** start Information supplied **

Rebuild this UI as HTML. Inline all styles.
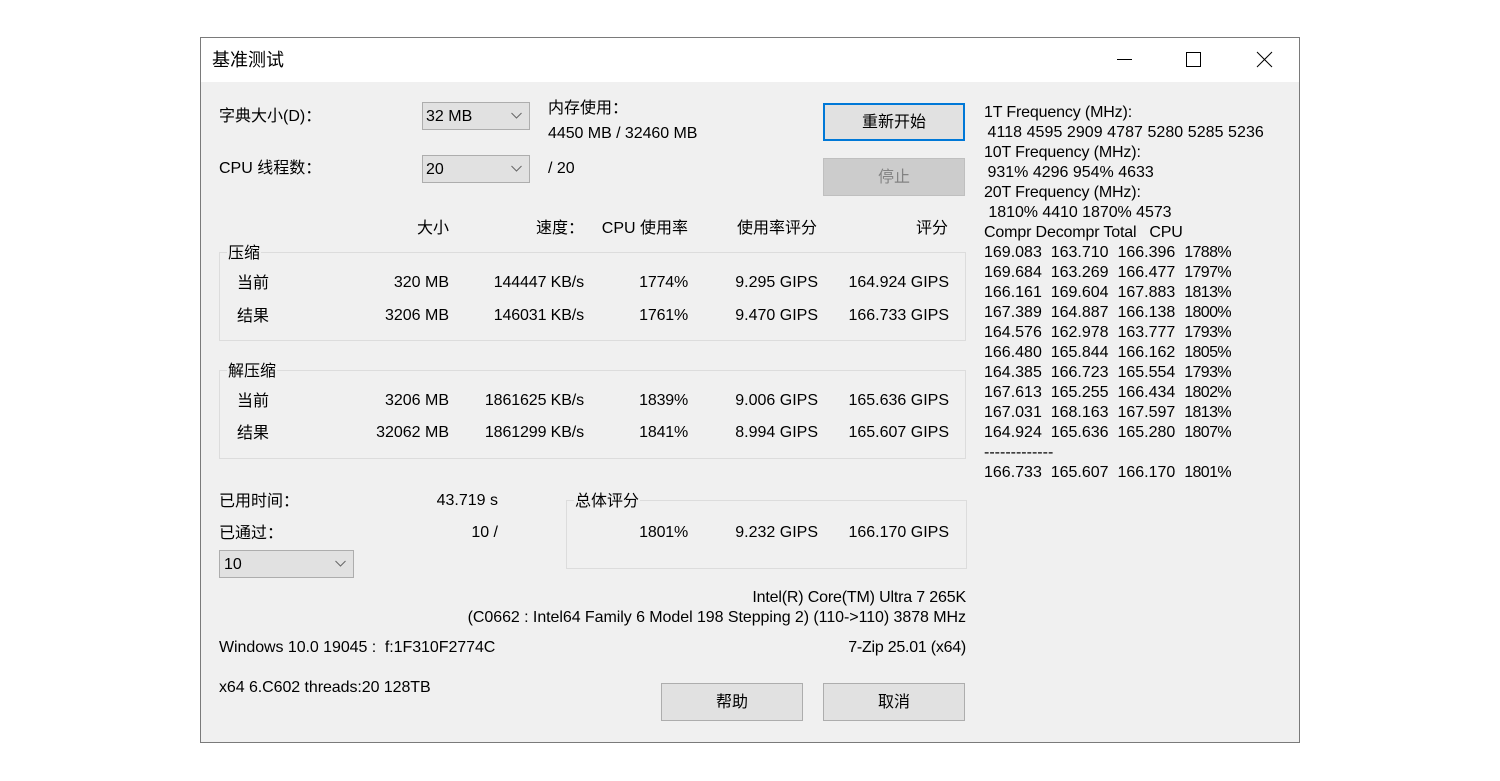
<!DOCTYPE html>
<html><head><meta charset="utf-8"><style>
html,body{margin:0;padding:0;background:#fff;width:1500px;height:781px;overflow:hidden}
body{position:relative;font:16px/20px "Liberation Sans","Noto Sans CJK SC",sans-serif;color:#000}
#w{position:absolute;left:200px;top:37px;width:1098px;height:704px;border:1px solid #7a7a7a;background:#f0f0f0}
#tb{position:absolute;left:201px;top:38px;width:1098px;height:44px;background:#fff}
.t{position:absolute;white-space:pre;line-height:20px;height:20px}
.r{position:absolute;white-space:pre;line-height:20px;height:20px;text-align:right;width:200px}
.k{letter-spacing:-.12px}
.p{letter-spacing:-.2px}
.b{position:absolute;box-sizing:border-box;border:1px solid #adadad;background:#e1e1e1;text-align:center;width:142px;height:38px;line-height:38px}
.c{position:absolute;box-sizing:border-box;border:1px solid #adadad;background:#e1e1e1;height:28px;line-height:28px;padding-left:3px}
.c svg{position:absolute;left:88px;top:7px}
.g{position:absolute;box-sizing:border-box;border:1px solid #dcdcdc}
.l{position:absolute;background:#f0f0f0;padding:0 1px;line-height:20px;height:20px;white-space:pre}
pre{margin:0;position:absolute;left:984px;top:103px;font:16px/20px "Liberation Sans",sans-serif;letter-spacing:0}
pre i{font-style:normal;letter-spacing:-.6px}
pre b{font-weight:normal;letter-spacing:-.15px}
pre u{text-decoration:none;margin-left:-1px}
</style></head><body>
<div id="w"></div><div id="tb"></div>
<div class="t" style="left:212px;top:50px;font-size:18px">基准测试</div>
<svg style="position:absolute;left:1100px;top:40px" width="190" height="40" fill="none" stroke="#000" stroke-width="1"><path d="M17 19.5H32"/><rect x="86.5" y="12.5" width="14" height="14"/><path d="M157 12L172 27M172 12L157 27"/></svg>

<div class="t" style="left:219px;top:107px">字典大小(D)：</div>
<div class="c" style="left:422px;top:102px;width:108px">32 MB<svg width="12" height="12" fill="none" stroke="#666"><path d="M.5 3L5.5 8L10.5 3"/></svg></div>
<div class="t" style="left:548px;top:99px">内存使用：</div>
<div class="t" style="left:548px;top:124px;letter-spacing:-.05px">4450 MB / 32460 MB</div>
<div class="b" style="left:823px;top:103px;border:2px solid #0078d7;line-height:36px">重新开始</div>
<div class="t" style="left:219px;top:159px">CPU 线程数：</div>
<div class="c" style="left:422px;top:155px;width:108px">20<svg width="12" height="12" fill="none" stroke="#666"><path d="M.5 3L5.5 8L10.5 3"/></svg></div>
<div class="t" style="left:548px;top:159px">/ 20</div>
<div class="b" style="left:823px;top:158px;background:#ccc;border-color:#bfbfbf;color:#838383">停止</div>

<div class="r" style="left:249px;top:219px">大小</div>
<div class="r" style="left:384px;top:219px">速度：</div>
<div class="r" style="left:488px;top:219px">CPU 使用率</div>
<div class="r" style="left:617px;top:219px">使用率评分</div>
<div class="r" style="left:748px;top:219px">评分</div>

<div class="g" style="left:219px;top:252px;width:747px;height:89px"></div>
<div class="l" style="left:227px;top:244px">压缩</div>
<div class="t" style="left:237px;top:274px">当前</div>
<div class="r" style="left:249px;top:273px">320 MB</div><div class="r k" style="left:384px;top:273px">144447 KB/s</div><div class="r p" style="left:488px;top:273px">1774%</div><div class="r" style="left:618px;top:273px">9.295 GIPS</div><div class="r" style="left:749px;top:273px">164.924 GIPS</div>
<div class="t" style="left:237px;top:307px">结果</div>
<div class="r" style="left:249px;top:306px">3206 MB</div><div class="r k" style="left:384px;top:306px">146031 KB/s</div><div class="r p" style="left:488px;top:306px">1761%</div><div class="r" style="left:618px;top:306px">9.470 GIPS</div><div class="r" style="left:749px;top:306px">166.733 GIPS</div>

<div class="g" style="left:219px;top:370px;width:747px;height:89px"></div>
<div class="l" style="left:227px;top:362px">解压缩</div>
<div class="t" style="left:237px;top:392px">当前</div>
<div class="r" style="left:249px;top:391px">3206 MB</div><div class="r k" style="left:384px;top:391px">1861625 KB/s</div><div class="r p" style="left:488px;top:391px">1839%</div><div class="r" style="left:618px;top:391px">9.006 GIPS</div><div class="r" style="left:749px;top:391px">165.636 GIPS</div>
<div class="t" style="left:237px;top:424px">结果</div>
<div class="r" style="left:249px;top:423px">32062 MB</div><div class="r k" style="left:384px;top:423px">1861299 KB/s</div><div class="r p" style="left:488px;top:423px">1841%</div><div class="r" style="left:618px;top:423px">8.994 GIPS</div><div class="r" style="left:749px;top:423px">165.607 GIPS</div>

<div class="t" style="left:219px;top:492px">已用时间：</div>
<div class="r" style="left:298px;top:491px">43.719 s</div>
<div class="t" style="left:219px;top:524px">已通过：</div>
<div class="r" style="left:298px;top:523px">10 /</div>
<div class="c" style="left:219px;top:550px;width:135px;padding-left:4px">10<svg width="12" height="12" fill="none" stroke="#666" style="left:115px"><path d="M.5 3L5.5 8L10.5 3"/></svg></div>

<div class="g" style="left:566px;top:500px;width:401px;height:69px"></div>
<div class="l" style="left:574px;top:492px">总体评分</div>
<div class="r p" style="left:488px;top:523px">1801%</div><div class="r" style="left:618px;top:523px">9.232 GIPS</div><div class="r" style="left:749px;top:523px">166.170 GIPS</div>

<div class="r" style="left:566px;top:588px;width:400px;letter-spacing:-.17px">Intel(R) Core(TM) Ultra 7 265K</div>
<div class="r" style="left:366px;top:608px;width:600px;letter-spacing:-.06px">(C0662 : Intel64 Family 6 Model 198 Stepping 2) (110-&gt;110) 3878 MHz</div>
<div class="t" style="left:219px;top:638px;letter-spacing:-.06px">Windows 10.0 19045 :  f:1F310F2774C</div>
<div class="r" style="left:766px;top:638px;letter-spacing:-.24px">7-Zip 25.01 (x64)</div>
<div class="t" style="left:219px;top:678px;letter-spacing:-.07px">x64 6.C602 threads:20 128TB</div>
<div class="b" style="left:661px;top:683px">帮助</div>
<div class="b" style="left:823px;top:683px">取消</div>

<pre><b>1T Frequency (MHz):</b>
<u style="letter-spacing:.05px"> 4118 4595 2909 4787 5280 5285 5236</u>
<b>10T Frequency (MHz):</b>
<u> 931% 4296 954% 4633</u>
<b>20T Frequency (MHz):</b>
<span style="letter-spacing:-.05px"> 1810% 4410 1870% 4573</span>
<b>Compr Decompr Total   CPU</b>
169.083  163.710  166.396  <i>1788%</i>
169.684  163.269  166.477  <i>1797%</i>
166.161  169.604  167.883  <i>1813%</i>
167.389  164.887  166.138  <i>1800%</i>
164.576  162.978  163.777  <i>1793%</i>
166.480  165.844  166.162  <i>1805%</i>
164.385  166.723  165.554  <i>1793%</i>
167.613  165.255  166.434  <i>1802%</i>
167.031  168.163  167.597  <i>1813%</i>
164.924  165.636  165.280  <i>1807%</i>
-------------
166.733  165.607  166.170  <i>1801%</i></pre>
</body></html>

** end Information supplied **

§ Instructions for the task:
Reproduce the material in full, word for word, and omit the pictures.

§ Complete response:
Rebuild this UI as HTML. Inline all styles.
<!DOCTYPE html>
<html><head><meta charset="utf-8"><style>
html,body{margin:0;padding:0;background:#fff;width:1500px;height:781px;overflow:hidden}
body{position:relative;font:16px/20px "Liberation Sans","Noto Sans CJK SC",sans-serif;color:#000}
#w{position:absolute;left:200px;top:37px;width:1098px;height:704px;border:1px solid #7a7a7a;background:#f0f0f0}
#tb{position:absolute;left:201px;top:38px;width:1098px;height:44px;background:#fff}
.t{position:absolute;white-space:pre;line-height:20px;height:20px}
.r{position:absolute;white-space:pre;line-height:20px;height:20px;text-align:right;width:200px}
.k{letter-spacing:-.12px}
.p{letter-spacing:-.2px}
.b{position:absolute;box-sizing:border-box;border:1px solid #adadad;background:#e1e1e1;text-align:center;width:142px;height:38px;line-height:38px}
.c{position:absolute;box-sizing:border-box;border:1px solid #adadad;background:#e1e1e1;height:28px;line-height:28px;padding-left:3px}
.c svg{position:absolute;left:88px;top:7px}
.g{position:absolute;box-sizing:border-box;border:1px solid #dcdcdc}
.l{position:absolute;background:#f0f0f0;padding:0 1px;line-height:20px;height:20px;white-space:pre}
pre{margin:0;position:absolute;left:984px;top:103px;font:16px/20px "Liberation Sans",sans-serif;letter-spacing:0}
pre i{font-style:normal;letter-spacing:-.6px}
pre b{font-weight:normal;letter-spacing:-.15px}
pre u{text-decoration:none;margin-left:-1px}
</style></head><body>
<div id="w"></div><div id="tb"></div>
<div class="t" style="left:212px;top:50px;font-size:18px">基准测试</div>
<svg style="position:absolute;left:1100px;top:40px" width="190" height="40" fill="none" stroke="#000" stroke-width="1"><path d="M17 19.5H32"/><rect x="86.5" y="12.5" width="14" height="14"/><path d="M157 12L172 27M172 12L157 27"/></svg>

<div class="t" style="left:219px;top:107px">字典大小(D)：</div>
<div class="c" style="left:422px;top:102px;width:108px">32 MB<svg width="12" height="12" fill="none" stroke="#666"><path d="M.5 3L5.5 8L10.5 3"/></svg></div>
<div class="t" style="left:548px;top:99px">内存使用：</div>
<div class="t" style="left:548px;top:124px;letter-spacing:-.05px">4450 MB / 32460 MB</div>
<div class="b" style="left:823px;top:103px;border:2px solid #0078d7;line-height:36px">重新开始</div>
<div class="t" style="left:219px;top:159px">CPU 线程数：</div>
<div class="c" style="left:422px;top:155px;width:108px">20<svg width="12" height="12" fill="none" stroke="#666"><path d="M.5 3L5.5 8L10.5 3"/></svg></div>
<div class="t" style="left:548px;top:159px">/ 20</div>
<div class="b" style="left:823px;top:158px;background:#ccc;border-color:#bfbfbf;color:#838383">停止</div>

<div class="r" style="left:249px;top:219px">大小</div>
<div class="r" style="left:384px;top:219px">速度：</div>
<div class="r" style="left:488px;top:219px">CPU 使用率</div>
<div class="r" style="left:617px;top:219px">使用率评分</div>
<div class="r" style="left:748px;top:219px">评分</div>

<div class="g" style="left:219px;top:252px;width:747px;height:89px"></div>
<div class="l" style="left:227px;top:244px">压缩</div>
<div class="t" style="left:237px;top:274px">当前</div>
<div class="r" style="left:249px;top:273px">320 MB</div><div class="r k" style="left:384px;top:273px">144447 KB/s</div><div class="r p" style="left:488px;top:273px">1774%</div><div class="r" style="left:618px;top:273px">9.295 GIPS</div><div class="r" style="left:749px;top:273px">164.924 GIPS</div>
<div class="t" style="left:237px;top:307px">结果</div>
<div class="r" style="left:249px;top:306px">3206 MB</div><div class="r k" style="left:384px;top:306px">146031 KB/s</div><div class="r p" style="left:488px;top:306px">1761%</div><div class="r" style="left:618px;top:306px">9.470 GIPS</div><div class="r" style="left:749px;top:306px">166.733 GIPS</div>

<div class="g" style="left:219px;top:370px;width:747px;height:89px"></div>
<div class="l" style="left:227px;top:362px">解压缩</div>
<div class="t" style="left:237px;top:392px">当前</div>
<div class="r" style="left:249px;top:391px">3206 MB</div><div class="r k" style="left:384px;top:391px">1861625 KB/s</div><div class="r p" style="left:488px;top:391px">1839%</div><div class="r" style="left:618px;top:391px">9.006 GIPS</div><div class="r" style="left:749px;top:391px">165.636 GIPS</div>
<div class="t" style="left:237px;top:424px">结果</div>
<div class="r" style="left:249px;top:423px">32062 MB</div><div class="r k" style="left:384px;top:423px">1861299 KB/s</div><div class="r p" style="left:488px;top:423px">1841%</div><div class="r" style="left:618px;top:423px">8.994 GIPS</div><div class="r" style="left:749px;top:423px">165.607 GIPS</div>

<div class="t" style="left:219px;top:492px">已用时间：</div>
<div class="r" style="left:298px;top:491px">43.719 s</div>
<div class="t" style="left:219px;top:524px">已通过：</div>
<div class="r" style="left:298px;top:523px">10 /</div>
<div class="c" style="left:219px;top:550px;width:135px;padding-left:4px">10<svg width="12" height="12" fill="none" stroke="#666" style="left:115px"><path d="M.5 3L5.5 8L10.5 3"/></svg></div>

<div class="g" style="left:566px;top:500px;width:401px;height:69px"></div>
<div class="l" style="left:574px;top:492px">总体评分</div>
<div class="r p" style="left:488px;top:523px">1801%</div><div class="r" style="left:618px;top:523px">9.232 GIPS</div><div class="r" style="left:749px;top:523px">166.170 GIPS</div>

<div class="r" style="left:566px;top:588px;width:400px;letter-spacing:-.17px">Intel(R) Core(TM) Ultra 7 265K</div>
<div class="r" style="left:366px;top:608px;width:600px;letter-spacing:-.06px">(C0662 : Intel64 Family 6 Model 198 Stepping 2) (110-&gt;110) 3878 MHz</div>
<div class="t" style="left:219px;top:638px;letter-spacing:-.06px">Windows 10.0 19045 :  f:1F310F2774C</div>
<div class="r" style="left:766px;top:638px;letter-spacing:-.24px">7-Zip 25.01 (x64)</div>
<div class="t" style="left:219px;top:678px;letter-spacing:-.07px">x64 6.C602 threads:20 128TB</div>
<div class="b" style="left:661px;top:683px">帮助</div>
<div class="b" style="left:823px;top:683px">取消</div>

<pre><b>1T Frequency (MHz):</b>
<u style="letter-spacing:.05px"> 4118 4595 2909 4787 5280 5285 5236</u>
<b>10T Frequency (MHz):</b>
<u> 931% 4296 954% 4633</u>
<b>20T Frequency (MHz):</b>
<span style="letter-spacing:-.05px"> 1810% 4410 1870% 4573</span>
<b>Compr Decompr Total   CPU</b>
169.083  163.710  166.396  <i>1788%</i>
169.684  163.269  166.477  <i>1797%</i>
166.161  169.604  167.883  <i>1813%</i>
167.389  164.887  166.138  <i>1800%</i>
164.576  162.978  163.777  <i>1793%</i>
166.480  165.844  166.162  <i>1805%</i>
164.385  166.723  165.554  <i>1793%</i>
167.613  165.255  166.434  <i>1802%</i>
167.031  168.163  167.597  <i>1813%</i>
164.924  165.636  165.280  <i>1807%</i>
-------------
166.733  165.607  166.170  <i>1801%</i></pre>
</body></html>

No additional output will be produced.